In this example, a request to /api/users/premium will match the specific-route because it has a higher priority.

Troubleshooting Routes

If your routes aren't matching as expected:

  1. Check for conflicts: Multiple routes might match the same request
  2. Verify protocols: Ensure you've specified the correct protocols
  3. Check strip_path behavior: Be aware of how strip_path affects your routing
  4. Examine priority: Routes with higher priority are matched first
  5. Use the debug plugin: Add the debug plugin to see detailed routing information
bash
curl -i -X POST http://localhost:8001/routes/problem-route/plugins \
--data "name=request-transformer" \
--data "config.add.headers=X-Debug-Route:true"

Kong Routes and Plugins

Routes can have plugins applied to them, allowing for functionality like authentication, rate limiting, and more:

yaml
_format_version: "2.1"
services:
- name: api-service
url: http://api.internal:8000
routes:
- name: secure-api
paths:
- /secure
plugins:
- name: key-auth
config:
key_names: ["apikey"]

This example applies the key authentication plugin specifically to the /secure route.

Summary

Kong routes are a powerful mechanism for directing traffic in your API infrastructure.

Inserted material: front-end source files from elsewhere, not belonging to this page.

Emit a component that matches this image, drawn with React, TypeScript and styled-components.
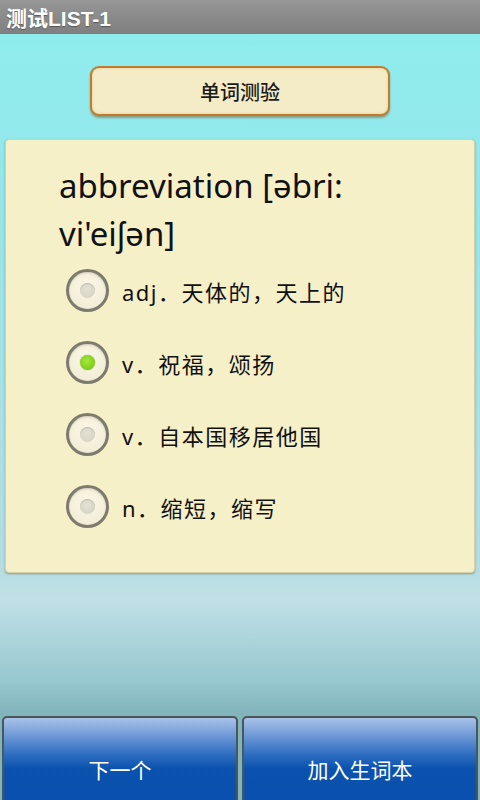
import React, { useState } from 'react';
import styled, { createGlobalStyle } from 'styled-components';

const GlobalStyle = createGlobalStyle`
  html, body {
    margin: 0;
    padding: 0;
    height: 100%;
  }
  body {
    font-family: "Noto Sans", "Noto Sans CJK SC", sans-serif;
  }
`;

const Screen = styled.div`
  width: 480px;
  height: 800px;
  display: flex;
  flex-direction: column;
  overflow: hidden;
  background: linear-gradient(180deg, #8eeeee 0%, #95e6ea 25%, #b4dde2 70%, #c0e0e6 75%, #98c8d0 85%, #82b4bc 89%);
`;

const TitleBar = styled.div`
  height: 34px;
  flex-shrink: 0;
  background: linear-gradient(180deg, #969696 0%, #7f7f7f 100%);
  display: flex;
  align-items: center;
  padding-left: 6px;
  color: #fff;
  font-family: "Liberation Sans", "Noto Sans CJK SC", sans-serif;
  font-weight: 700;
  font-size: 21px;
  text-shadow: 0 1px 1px rgba(0, 0, 0, 0.35);
`;

const Content = styled.div`
  flex: 1;
  display: flex;
  flex-direction: column;
  align-items: center;
  padding: 32px 5px 0;
`;

const HeaderButton = styled.div`
  width: 300px;
  height: 50px;
  box-sizing: border-box;
  border: 2px solid #c27a2c;
  border-radius: 9px;
  background: #f4ecc6;
  box-shadow: 0 2px 2px rgba(120, 70, 20, 0.45), inset 0 0 3px rgba(200, 150, 80, 0.4);
  display: flex;
  align-items: center;
  justify-content: center;
  font-family: "Noto Sans CJK SC", sans-serif;
  font-weight: 500;
  font-size: 20px;
  color: #1a1a1a;
`;

const Card = styled.div`
  align-self: stretch;
  margin-top: 23px;
  height: 434px;
  box-sizing: border-box;
  background: #f6f0c9;
  border-radius: 4px;
  border: 1px solid #d8d0a8;
  box-shadow: 0 1px 2px rgba(100, 90, 50, 0.5);
  padding: 22px 20px 0 53px;
`;

const Word = styled.div`
  font-family: "Noto Sans", sans-serif;
  font-size: 33px;
  line-height: 48px;
  color: #111;
  padding-right: 40px;
`;

const Options = styled.div`
  display: flex;
  flex-direction: column;
  gap: 29px;
  margin-top: 11px;
  margin-left: 7px;
`;

const Option = styled.label`
  display: flex;
  align-items: center;
  gap: 13px;
  height: 43px;
  cursor: pointer;
  font-family: "Noto Sans", "Noto Sans CJK SC", sans-serif;
  font-size: 22px;
  letter-spacing: 1.5px;
  color: #111;
`;

const Radio = styled.span<{ $checked: boolean }>`
  width: 43px;
  height: 43px;
  box-sizing: border-box;
  border-radius: 50%;
  border: 3px solid #7d7a6e;
  background: radial-gradient(circle at 50% 40%, #fbf8e8 0%, #efe9cf 100%);
  box-shadow: inset 0 1px 2px rgba(0, 0, 0, 0.15);
  display: flex;
  align-items: center;
  justify-content: center;
  flex-shrink: 0;

  &::after {
    content: '';
    width: 15px;
    height: 15px;
    border-radius: 50%;
    background: ${(p) =>
      p.$checked
        ? 'radial-gradient(circle at 45% 40%, #a6e83c 0%, #7ccc18 70%, #64a812 100%)'
        : 'radial-gradient(circle at 45% 40%, #e4e2d4 0%, #d2cfc0 100%)'};
    box-shadow: ${(p) => (p.$checked ? '0 0 1px #5a8a10' : 'inset 0 1px 1px rgba(0,0,0,0.15)')};
  }
`;

const Footer = styled.div`
  display: flex;
  gap: 4px;
  padding: 0 2px;
  height: 84px;
  flex-shrink: 0;
`;

const BlueButton = styled.button`
  flex: 1;
  border: 2px solid #4a5658;
  border-bottom: none;
  border-radius: 5px 5px 0 0;
  background: linear-gradient(180deg, #a9c2e8 0%, #6d98d6 22%, #2c6cc0 45%, #0a52ae 62%, #0a50ae 100%);
  color: #fff;
  font-family: "Noto Sans CJK SC", sans-serif;
  font-size: 21px;
  padding-top: 20px;
  cursor: pointer;
`;

const options = [
  'adj．天体的，天上的',
  'v．祝福，颂扬',
  'v．自本国移居他国',
  'n．缩短，缩写',
];

const App: React.FC = () => {
  const [selected, setSelected] = useState(1);

  return (
    <Screen>
      <GlobalStyle />
      <TitleBar>测试LIST-1</TitleBar>
      <Content>
        <HeaderButton>单词测验</HeaderButton>
        <Card>
          <Word>abbreviation [əbri: vi'eiʃən]</Word>
          <Options>
            {options.map((opt, index) => (
              <Option key={index} onClick={() => setSelected(index)}>
                <Radio $checked={selected === index} />
                {opt}
              </Option>
            ))}
          </Options>
        </Card>
      </Content>
      <Footer>
        <BlueButton>下一个</BlueButton>
        <BlueButton>加入生词本</BlueButton>
      </Footer>
    </Screen>
  );
};

export default App;
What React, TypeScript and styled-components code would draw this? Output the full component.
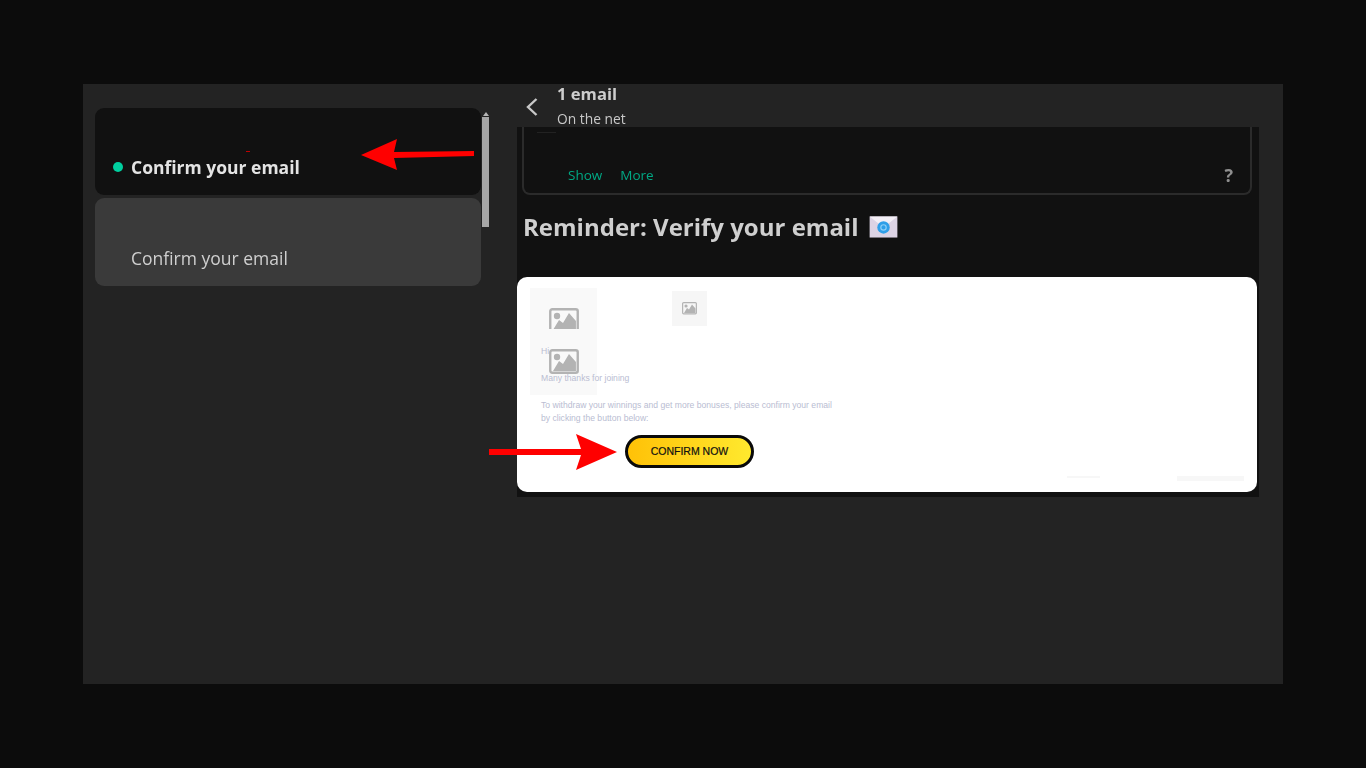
import React from 'react';
import styled, { createGlobalStyle } from 'styled-components';

const GlobalStyle = createGlobalStyle`
  html, body {
    margin: 0;
    padding: 0;
    background: #0c0c0c;
    font-family: "Open Sans", "Noto Sans", sans-serif;
  }
`;

const ImageIcon: React.FC<{ size: number }> = ({ size }) => (
  <svg width={size} height={size * 0.83} viewBox="0 0 30 25" fill="none">
    <rect x="1.2" y="1.2" width="27.6" height="22.6" rx="2" stroke="#b3b3b3" strokeWidth="2.4" />
    <circle cx="8" cy="8" r="3.2" fill="#b3b3b3" />
    <path d="M4 22 L10 12 L14 15 L20 5 L27 13 V22 Z" fill="#b3b3b3" />
  </svg>
);

const App: React.FC = () => {
  return (
    <Page>
      <GlobalStyle />
      <Panel>
        <Sidebar>
          <MailList>
            <MailItem $active>
              <UnreadDot />
              <ItemText $active>Confirm your email</ItemText>
            </MailItem>
            <MailItem>
              <ItemText>Confirm your email</ItemText>
            </MailItem>
          </MailList>
          <ScrollTrack>
            <ScrollUp />
            <ScrollThumb />
          </ScrollTrack>
        </Sidebar>

        <Reader>
          <ReaderHeader>
            <BackIcon width="14" height="20" viewBox="0 0 14 20" fill="none">
              <path d="M11.5 2 L3 10 L11.5 18" stroke="#c8c8c8" strokeWidth="2.4" />
            </BackIcon>
            <HeaderText>
              <HeaderTitle>1 email</HeaderTitle>
              <HeaderSub>On the net</HeaderSub>
            </HeaderText>
          </ReaderHeader>

          <MessageArea>
            <Notice>
              <NoticeMark />
              <NoticeRow>
                <NoticeLinks>
                  <NoticeLink>Show</NoticeLink>
                  <NoticeLink>More</NoticeLink>
                </NoticeLinks>
                <HelpMark>?</HelpMark>
              </NoticeRow>
            </Notice>

            <Subject>
              Reminder: Verify your email
              <svg width="29" height="22" viewBox="0 0 30 23">
                <rect x="0.5" y="0.5" width="29" height="22" fill="#dcd3e4" />
                <path d="M0.5 0.5 H29.5 L15 12 Z" fill="#f3eff6" />
                <circle cx="15" cy="12" r="6.5" fill="#2f9fe8" />
                <circle cx="15" cy="12" r="2.8" fill="none" stroke="#8fd0f7" strokeWidth="1.2" />
              </svg>
            </Subject>

            <MailCard>
              <TallPlaceholder>
                <ClippedIcon>
                  <ImageIcon size={30} />
                </ClippedIcon>
                <ImageIcon size={30} />
              </TallPlaceholder>
              <SmallPlaceholder>
                <ImageIcon size={15} />
              </SmallPlaceholder>

              <Greeting>Hi</Greeting>
              <BodyLine>Many thanks for joining</BodyLine>
              <BodyBlock>
                To withdraw your winnings and get more bonuses, please confirm your email
                <br />
                by clicking the button below:
              </BodyBlock>
              <ConfirmButton>CONFIRM NOW</ConfirmButton>

              <FaintBar $left={550} $width={33} $height={2} />
              <FaintBar $left={660} $width={67} $height={5} />
            </MailCard>
          </MessageArea>
        </Reader>

        <ArrowLeft width="113" height="32" viewBox="0 0 113 32">
          <path d="M0 16 L36 0 L33 13 L113 12 V17 L33 19 L36 31 Z" fill="#f00" />
        </ArrowLeft>
        <RedSpeck />
        <ArrowRight width="130" height="38" viewBox="0 0 130 38">
          <path d="M0 15 H92 L87 0 L128 18 L87 36 L92 21 H0 Z" fill="#f00" />
        </ArrowRight>
      </Panel>
    </Page>
  );
};

const Page = styled.div`
  min-height: 100vh;
  display: flex;
  align-items: center;
  justify-content: center;
  background: #0c0c0c;
`;

const Panel = styled.div`
  position: relative;
  width: 1200px;
  height: 600px;
  background: #232323;
  display: flex;
  overflow: hidden;
`;

const Sidebar = styled.aside`
  width: 434px;
  flex-shrink: 0;
  box-sizing: border-box;
  padding: 24px 0 0 12px;
  display: flex;
  gap: 1px;
  align-items: flex-start;
`;

const MailList = styled.div`
  width: 386px;
  display: flex;
  flex-direction: column;
  gap: 3px;
`;

const MailItem = styled.div<{ $active?: boolean }>`
  height: ${(p) => (p.$active ? '87px' : '88px')};
  box-sizing: border-box;
  padding: 0 0 17px 18px;
  display: flex;
  align-items: flex-end;
  gap: 8px;
  border-radius: 9px;
  background: ${(p) => (p.$active ? '#111111' : '#3a3a3a')};
`;

const UnreadDot = styled.span`
  width: 10px;
  height: 10px;
  margin-bottom: 6px;
  border-radius: 50%;
  background: #00cf9f;
`;

const ItemText = styled.span<{ $active?: boolean }>`
  font-size: 17.5px;
  line-height: 22px;
  font-weight: ${(p) => (p.$active ? 700 : 400)};
  color: ${(p) => (p.$active ? '#e4e4e4' : '#cfcfcf')};
  margin-left: ${(p) => (p.$active ? '0' : '18px')};
  filter: blur(0.3px);
`;

const ScrollTrack = styled.div`
  width: 7px;
  padding-top: 4px;
  display: flex;
  flex-direction: column;
  align-items: center;
  gap: 1px;
`;

const ScrollUp = styled.span`
  width: 0;
  height: 0;
  border-left: 3px solid transparent;
  border-right: 3px solid transparent;
  border-bottom: 4px solid #b5b5b5;
`;

const ScrollThumb = styled.span`
  width: 7px;
  height: 110px;
  background: #a6a6a6;
`;

const Reader = styled.section`
  width: 742px;
  display: flex;
  flex-direction: column;
`;

const ReaderHeader = styled.header`
  height: 43px;
  flex-shrink: 0;
  box-sizing: border-box;
  padding: 1px 0 0 8px;
  display: flex;
  align-items: flex-start;
  gap: 18px;
  filter: blur(0.5px);
`;

const BackIcon = styled.svg`
  flex-shrink: 0;
  margin-top: 12px;
`;

const HeaderText = styled.div`
  display: flex;
  flex-direction: column;
  gap: 8px;
`;

const HeaderTitle = styled.div`
  font-size: 16.6px;
  line-height: 18px;
  font-weight: 700;
  color: #cdcdcd;
`;

const HeaderSub = styled.div`
  font-size: 13.8px;
  line-height: 16px;
  color: #c8c8c8;
`;

const MessageArea = styled.div`
  height: 370px;
  background: #111111;
  display: flex;
  flex-direction: column;
`;

const Notice = styled.div`
  position: relative;
  height: 68px;
  box-sizing: border-box;
  margin: 0 7px 0 5px;
  border: 2px solid #2b2b2b;
  border-top: 0;
  border-radius: 0 0 8px 8px;
  display: flex;
  align-items: flex-end;
  padding: 0 17px 8px 44px;
  filter: blur(0.5px);
`;

const NoticeMark = styled.span`
  position: absolute;
  top: 5px;
  left: 13px;
  width: 19px;
  height: 1px;
  background: #222222;
`;

const NoticeRow = styled.div`
  flex: 1;
  display: flex;
  align-items: center;
  justify-content: space-between;
`;

const NoticeLinks = styled.div`
  display: flex;
  gap: 18px;
`;

const NoticeLink = styled.span`
  font-size: 13.5px;
  line-height: 20px;
  color: #00a884;
`;

const HelpMark = styled.span`
  font-size: 18px;
  line-height: 20px;
  font-weight: 700;
  color: #8f8f8f;
`;

const Subject = styled.h1`
  margin: 14px 0 0 6px;
  height: 36px;
  display: flex;
  align-items: center;
  gap: 10px;
  font-size: 24px;
  line-height: 36px;
  font-weight: 700;
  color: #cfcfcf;
  filter: blur(0.5px);
`;

const MailCard = styled.div`
  position: relative;
  margin-top: 32px;
  width: 740px;
  height: 215px;
  flex-shrink: 0;
  box-sizing: border-box;
  padding: 68px 0 0 24px;
  background: #ffffff;
  border-radius: 10px;
  font-family: "Liberation Sans", Arial, sans-serif;
  color: #b9bdd2;
  overflow: hidden;
`;

const TallPlaceholder = styled.div`
  position: absolute;
  left: 13px;
  top: 11px;
  width: 67px;
  height: 107px;
  background: #f9f9f9;
  display: flex;
  flex-direction: column;
  align-items: flex-start;
  padding: 20px 0 0 19px;
  box-sizing: border-box;
  gap: 20px;
`;

const ClippedIcon = styled.div`
  height: 21px;
  overflow: hidden;
`;

const SmallPlaceholder = styled.div`
  position: absolute;
  left: 155px;
  top: 14px;
  width: 35px;
  height: 35px;
  background: #f6f6f6;
  display: flex;
  align-items: center;
  justify-content: center;
`;

const Greeting = styled.p`
  position: relative;
  margin: 0;
  font-size: 8.6px;
  line-height: 12px;
`;

const BodyLine = styled.p`
  position: relative;
  margin: 15px 0 0;
  font-size: 8.6px;
  line-height: 12px;
`;

const BodyBlock = styled.p`
  margin: 15px 0 0;
  font-size: 8.6px;
  line-height: 13px;
`;

const ConfirmButton = styled.button`
  display: block;
  margin: 10px 0 0 84px;
  width: 129px;
  height: 33px;
  box-sizing: border-box;
  padding: 0 0 2px;
  border: 3px solid #0a0a0a;
  border-radius: 17px;
  background: linear-gradient(90deg, #ffc107, #ffe92e);
  font-family: "Liberation Sans", Arial, sans-serif;
  font-size: 10.5px;
  font-weight: 400;
  color: #111111;
  -webkit-text-stroke: 0.2px #111111;
`;

const FaintBar = styled.span<{ $left: number; $width: number; $height: number }>`
  position: absolute;
  top: 199px;
  left: ${(p) => p.$left}px;
  width: ${(p) => p.$width}px;
  height: ${(p) => p.$height}px;
  background: #f7f7f7;
`;

const ArrowLeft = styled.svg`
  position: absolute;
  left: 278px;
  top: 55px;
`;

const RedSpeck = styled.span`
  position: absolute;
  left: 163px;
  top: 67px;
  width: 4px;
  height: 1px;
  background: #c00000;
`;

const ArrowRight = styled.svg`
  position: absolute;
  left: 406px;
  top: 350px;
`;

export default App;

They:

  • Connect client requests to your services
  • Provide flexible matching based on paths, hosts, methods, and headers
  • Support advanced features like regex matching and priorities
  • Can be configured via Admin API or declarative configuration
  • Work seamlessly with Kong plugins for enhanced functionality

By mastering Kong routes, you can create sophisticated API architectures that direct traffic efficiently and apply different policies to different endpoints.

Further Learning

To deepen your understanding of Kong routes:

  1. Experiment with different matching rules
  2. Try combining routes with various Kong plugins
  3. Explore route transformations with the request-transformer plugin
  4. Practice creating a microservices architecture with appropriate routes

Exercise: Create a Kong configuration for a blog application with separate services for posts, comments, and user authentication, each with appropriate routes.